===== PROVIDED MATERIAL
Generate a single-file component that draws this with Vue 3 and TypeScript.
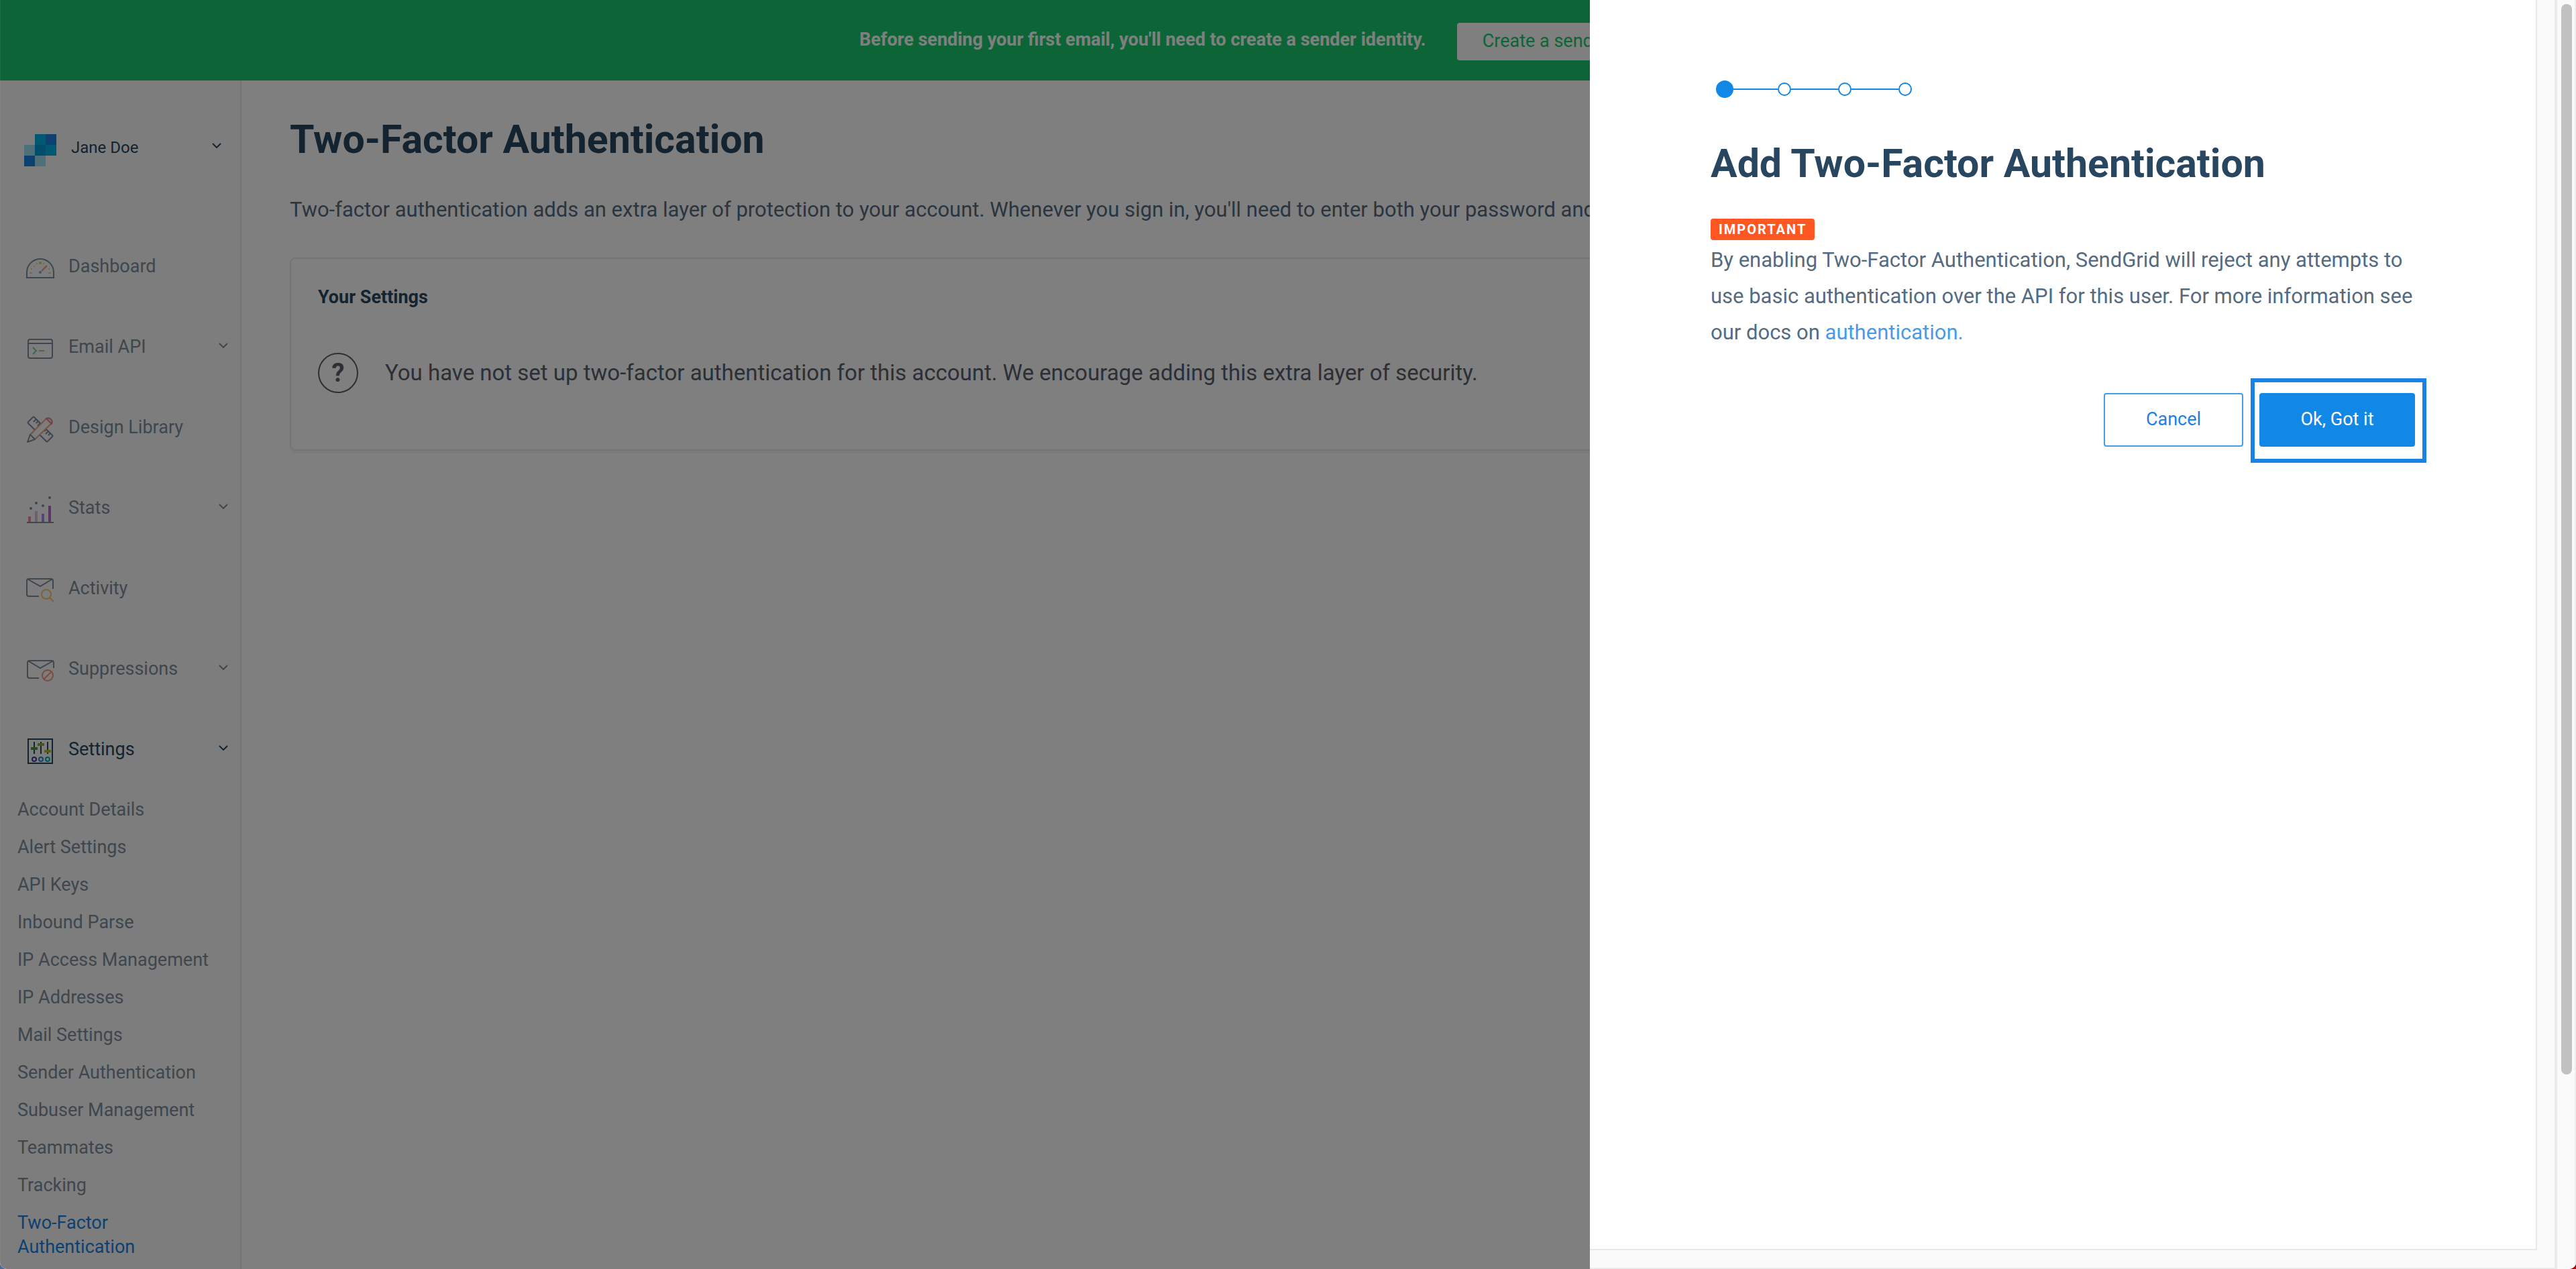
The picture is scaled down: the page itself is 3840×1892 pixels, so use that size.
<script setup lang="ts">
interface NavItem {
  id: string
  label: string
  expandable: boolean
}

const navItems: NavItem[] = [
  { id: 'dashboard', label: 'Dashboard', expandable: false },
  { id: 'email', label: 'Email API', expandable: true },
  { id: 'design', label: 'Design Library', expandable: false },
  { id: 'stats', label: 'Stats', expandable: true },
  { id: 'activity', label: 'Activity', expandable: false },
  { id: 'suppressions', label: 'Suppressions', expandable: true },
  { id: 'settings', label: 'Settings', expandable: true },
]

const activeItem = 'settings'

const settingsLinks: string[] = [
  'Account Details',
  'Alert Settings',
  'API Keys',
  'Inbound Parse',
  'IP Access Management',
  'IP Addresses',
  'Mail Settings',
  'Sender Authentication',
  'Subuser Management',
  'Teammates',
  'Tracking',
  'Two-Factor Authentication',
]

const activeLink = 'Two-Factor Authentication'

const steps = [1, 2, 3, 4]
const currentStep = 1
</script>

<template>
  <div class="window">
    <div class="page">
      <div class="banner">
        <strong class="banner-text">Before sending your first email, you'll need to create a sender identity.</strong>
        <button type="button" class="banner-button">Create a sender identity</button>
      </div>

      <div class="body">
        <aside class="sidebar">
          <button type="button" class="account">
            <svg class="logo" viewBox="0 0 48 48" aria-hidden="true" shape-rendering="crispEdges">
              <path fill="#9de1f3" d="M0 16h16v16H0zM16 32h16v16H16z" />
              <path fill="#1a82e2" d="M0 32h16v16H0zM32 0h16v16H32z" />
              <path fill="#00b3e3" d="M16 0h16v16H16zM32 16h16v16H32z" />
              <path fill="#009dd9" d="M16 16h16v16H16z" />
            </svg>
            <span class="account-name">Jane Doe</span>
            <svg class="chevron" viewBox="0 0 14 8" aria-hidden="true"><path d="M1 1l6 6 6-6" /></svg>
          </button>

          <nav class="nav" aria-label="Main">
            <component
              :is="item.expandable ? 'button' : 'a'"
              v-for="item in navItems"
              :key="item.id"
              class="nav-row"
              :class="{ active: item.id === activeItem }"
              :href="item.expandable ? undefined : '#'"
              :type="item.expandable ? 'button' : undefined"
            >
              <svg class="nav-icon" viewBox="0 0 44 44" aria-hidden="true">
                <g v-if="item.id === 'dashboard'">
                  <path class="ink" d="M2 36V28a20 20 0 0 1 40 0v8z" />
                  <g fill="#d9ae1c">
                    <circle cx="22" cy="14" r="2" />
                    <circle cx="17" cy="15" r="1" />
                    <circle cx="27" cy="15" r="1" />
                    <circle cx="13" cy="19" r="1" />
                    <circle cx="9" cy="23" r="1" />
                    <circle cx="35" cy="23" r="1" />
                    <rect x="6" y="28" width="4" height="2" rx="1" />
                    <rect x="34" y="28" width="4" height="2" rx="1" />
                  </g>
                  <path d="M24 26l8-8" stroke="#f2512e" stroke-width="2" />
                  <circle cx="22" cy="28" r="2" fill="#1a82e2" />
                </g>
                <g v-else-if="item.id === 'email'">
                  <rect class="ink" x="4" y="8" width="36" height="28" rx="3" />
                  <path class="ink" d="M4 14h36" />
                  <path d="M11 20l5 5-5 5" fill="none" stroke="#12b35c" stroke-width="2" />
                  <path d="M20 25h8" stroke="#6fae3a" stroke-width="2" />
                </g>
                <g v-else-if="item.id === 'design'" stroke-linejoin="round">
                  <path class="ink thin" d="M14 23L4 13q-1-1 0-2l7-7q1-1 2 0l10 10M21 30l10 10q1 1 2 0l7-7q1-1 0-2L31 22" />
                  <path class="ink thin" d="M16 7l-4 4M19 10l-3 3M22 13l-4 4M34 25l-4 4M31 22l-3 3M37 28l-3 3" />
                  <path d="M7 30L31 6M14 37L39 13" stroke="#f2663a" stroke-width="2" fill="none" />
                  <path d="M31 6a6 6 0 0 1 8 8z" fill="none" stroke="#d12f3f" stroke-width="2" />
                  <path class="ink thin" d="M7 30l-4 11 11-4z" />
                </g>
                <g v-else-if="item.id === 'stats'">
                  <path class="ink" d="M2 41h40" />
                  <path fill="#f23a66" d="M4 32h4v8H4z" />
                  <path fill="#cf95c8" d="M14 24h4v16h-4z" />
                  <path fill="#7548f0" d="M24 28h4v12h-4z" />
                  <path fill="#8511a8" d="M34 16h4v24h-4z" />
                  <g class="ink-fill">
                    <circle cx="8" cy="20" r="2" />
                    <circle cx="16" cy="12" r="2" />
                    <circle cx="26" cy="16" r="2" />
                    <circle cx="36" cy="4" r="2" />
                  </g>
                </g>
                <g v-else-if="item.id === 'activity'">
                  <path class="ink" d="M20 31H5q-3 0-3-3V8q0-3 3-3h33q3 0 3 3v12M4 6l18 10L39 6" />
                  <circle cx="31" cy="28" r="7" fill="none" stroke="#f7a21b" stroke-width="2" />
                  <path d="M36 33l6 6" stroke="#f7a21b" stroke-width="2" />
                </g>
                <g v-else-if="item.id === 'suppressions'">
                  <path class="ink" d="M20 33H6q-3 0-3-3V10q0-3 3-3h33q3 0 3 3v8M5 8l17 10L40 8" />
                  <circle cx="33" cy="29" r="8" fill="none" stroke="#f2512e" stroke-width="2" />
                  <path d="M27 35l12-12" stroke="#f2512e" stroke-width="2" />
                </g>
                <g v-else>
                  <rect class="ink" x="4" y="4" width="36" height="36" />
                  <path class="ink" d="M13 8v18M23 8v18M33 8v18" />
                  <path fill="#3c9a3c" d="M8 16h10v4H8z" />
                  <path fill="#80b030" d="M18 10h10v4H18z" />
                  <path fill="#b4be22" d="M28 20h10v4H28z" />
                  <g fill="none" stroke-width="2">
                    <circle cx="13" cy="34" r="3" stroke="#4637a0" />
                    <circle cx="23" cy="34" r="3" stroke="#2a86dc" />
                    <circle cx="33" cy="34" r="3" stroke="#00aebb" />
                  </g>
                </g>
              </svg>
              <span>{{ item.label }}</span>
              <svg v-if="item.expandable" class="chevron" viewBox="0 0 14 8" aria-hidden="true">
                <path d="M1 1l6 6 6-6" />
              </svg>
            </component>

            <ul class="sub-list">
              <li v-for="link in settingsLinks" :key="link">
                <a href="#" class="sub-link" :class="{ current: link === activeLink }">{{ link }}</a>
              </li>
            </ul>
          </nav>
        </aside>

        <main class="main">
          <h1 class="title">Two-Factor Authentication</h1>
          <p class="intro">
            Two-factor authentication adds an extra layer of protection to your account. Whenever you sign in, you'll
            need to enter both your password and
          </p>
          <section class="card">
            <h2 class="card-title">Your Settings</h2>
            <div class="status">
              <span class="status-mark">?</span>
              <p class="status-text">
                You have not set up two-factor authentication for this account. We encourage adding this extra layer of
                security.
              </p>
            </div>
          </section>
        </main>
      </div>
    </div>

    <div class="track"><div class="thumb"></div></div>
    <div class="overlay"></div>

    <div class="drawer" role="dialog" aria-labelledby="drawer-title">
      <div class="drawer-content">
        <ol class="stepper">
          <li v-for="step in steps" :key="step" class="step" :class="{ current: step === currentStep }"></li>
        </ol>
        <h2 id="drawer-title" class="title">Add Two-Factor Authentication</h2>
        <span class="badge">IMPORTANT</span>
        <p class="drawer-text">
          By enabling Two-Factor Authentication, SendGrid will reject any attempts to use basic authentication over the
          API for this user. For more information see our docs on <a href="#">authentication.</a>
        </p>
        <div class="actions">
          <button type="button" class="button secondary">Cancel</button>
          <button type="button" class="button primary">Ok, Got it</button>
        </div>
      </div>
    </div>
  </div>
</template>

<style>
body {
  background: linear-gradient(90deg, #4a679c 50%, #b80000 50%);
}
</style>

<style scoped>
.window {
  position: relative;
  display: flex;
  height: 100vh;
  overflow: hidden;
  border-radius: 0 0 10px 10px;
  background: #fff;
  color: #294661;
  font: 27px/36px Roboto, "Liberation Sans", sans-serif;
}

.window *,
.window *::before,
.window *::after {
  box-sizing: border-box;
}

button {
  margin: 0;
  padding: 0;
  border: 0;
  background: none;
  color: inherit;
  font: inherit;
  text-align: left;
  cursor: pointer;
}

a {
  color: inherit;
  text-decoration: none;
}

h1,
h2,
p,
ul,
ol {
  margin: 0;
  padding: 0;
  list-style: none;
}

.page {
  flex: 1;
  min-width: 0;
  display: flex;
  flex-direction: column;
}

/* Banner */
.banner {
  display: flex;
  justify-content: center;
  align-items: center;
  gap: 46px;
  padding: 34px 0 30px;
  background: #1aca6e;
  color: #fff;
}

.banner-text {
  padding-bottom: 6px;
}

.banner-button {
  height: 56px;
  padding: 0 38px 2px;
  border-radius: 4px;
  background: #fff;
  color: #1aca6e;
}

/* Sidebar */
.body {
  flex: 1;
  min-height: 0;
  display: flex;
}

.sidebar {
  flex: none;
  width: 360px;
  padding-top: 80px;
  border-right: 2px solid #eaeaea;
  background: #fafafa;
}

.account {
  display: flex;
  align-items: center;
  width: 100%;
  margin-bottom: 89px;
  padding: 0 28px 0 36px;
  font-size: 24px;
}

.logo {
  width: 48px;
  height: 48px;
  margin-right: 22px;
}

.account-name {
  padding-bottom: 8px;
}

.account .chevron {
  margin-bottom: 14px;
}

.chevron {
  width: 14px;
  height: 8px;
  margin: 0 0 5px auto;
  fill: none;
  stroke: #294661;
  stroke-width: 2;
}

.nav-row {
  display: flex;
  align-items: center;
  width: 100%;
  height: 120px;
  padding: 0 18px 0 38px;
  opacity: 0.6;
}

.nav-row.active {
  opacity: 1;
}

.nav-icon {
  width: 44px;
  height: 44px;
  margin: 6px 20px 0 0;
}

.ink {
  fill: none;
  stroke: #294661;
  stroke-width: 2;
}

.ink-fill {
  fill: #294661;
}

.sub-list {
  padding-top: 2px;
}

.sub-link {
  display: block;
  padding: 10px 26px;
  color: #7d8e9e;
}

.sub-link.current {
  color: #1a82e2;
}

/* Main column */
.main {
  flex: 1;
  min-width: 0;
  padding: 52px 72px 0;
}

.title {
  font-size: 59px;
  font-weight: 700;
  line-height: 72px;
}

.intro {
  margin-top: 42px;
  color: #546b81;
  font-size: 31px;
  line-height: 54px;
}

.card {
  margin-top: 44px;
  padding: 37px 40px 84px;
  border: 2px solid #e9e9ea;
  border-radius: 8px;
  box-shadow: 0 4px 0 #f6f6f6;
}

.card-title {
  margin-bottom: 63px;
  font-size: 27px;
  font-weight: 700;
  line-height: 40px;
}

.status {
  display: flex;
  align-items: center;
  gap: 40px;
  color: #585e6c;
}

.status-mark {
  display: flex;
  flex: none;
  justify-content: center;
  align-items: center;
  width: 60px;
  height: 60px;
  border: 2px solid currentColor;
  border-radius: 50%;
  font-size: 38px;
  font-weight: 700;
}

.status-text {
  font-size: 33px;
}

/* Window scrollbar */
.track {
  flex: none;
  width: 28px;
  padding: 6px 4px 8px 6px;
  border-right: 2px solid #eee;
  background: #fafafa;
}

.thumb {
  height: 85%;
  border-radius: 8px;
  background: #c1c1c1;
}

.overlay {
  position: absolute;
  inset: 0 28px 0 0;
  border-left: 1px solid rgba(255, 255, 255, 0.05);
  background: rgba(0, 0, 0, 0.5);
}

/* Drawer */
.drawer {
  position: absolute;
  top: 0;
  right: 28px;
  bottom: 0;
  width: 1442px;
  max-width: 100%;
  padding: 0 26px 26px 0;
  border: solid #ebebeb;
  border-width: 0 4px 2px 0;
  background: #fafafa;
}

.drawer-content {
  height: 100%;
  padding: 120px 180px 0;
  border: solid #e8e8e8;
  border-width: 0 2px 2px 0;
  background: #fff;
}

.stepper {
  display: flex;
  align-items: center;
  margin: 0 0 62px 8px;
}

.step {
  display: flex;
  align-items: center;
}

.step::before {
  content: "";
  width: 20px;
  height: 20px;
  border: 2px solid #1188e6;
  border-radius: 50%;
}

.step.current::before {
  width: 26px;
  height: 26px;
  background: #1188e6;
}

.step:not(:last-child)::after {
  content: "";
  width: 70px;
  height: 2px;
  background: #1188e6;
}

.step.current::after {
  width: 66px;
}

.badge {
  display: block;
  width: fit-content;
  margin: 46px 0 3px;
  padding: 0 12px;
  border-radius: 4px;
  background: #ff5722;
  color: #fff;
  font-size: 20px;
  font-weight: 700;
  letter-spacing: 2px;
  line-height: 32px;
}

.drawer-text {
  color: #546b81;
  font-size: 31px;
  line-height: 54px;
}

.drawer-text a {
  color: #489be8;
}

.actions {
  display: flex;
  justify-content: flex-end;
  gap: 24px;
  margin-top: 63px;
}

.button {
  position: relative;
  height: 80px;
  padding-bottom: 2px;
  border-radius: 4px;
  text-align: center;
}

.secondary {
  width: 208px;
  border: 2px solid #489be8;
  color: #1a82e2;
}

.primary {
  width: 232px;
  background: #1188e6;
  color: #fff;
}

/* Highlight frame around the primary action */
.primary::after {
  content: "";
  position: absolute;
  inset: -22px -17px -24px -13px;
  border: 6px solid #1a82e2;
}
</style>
==========
WORK TO COMPLETE:
Copy out each line of the data where the string "size" appears.

RESPONSE TO THIS TASK:
The picture is scaled down: the page itself is 3840×1892 pixels, so use that size.
  font-size: 24px;
  font-size: 59px;
  font-size: 31px;
  font-size: 27px;
  font-size: 38px;
  font-size: 33px;
  font-size: 20px;
  font-size: 31px;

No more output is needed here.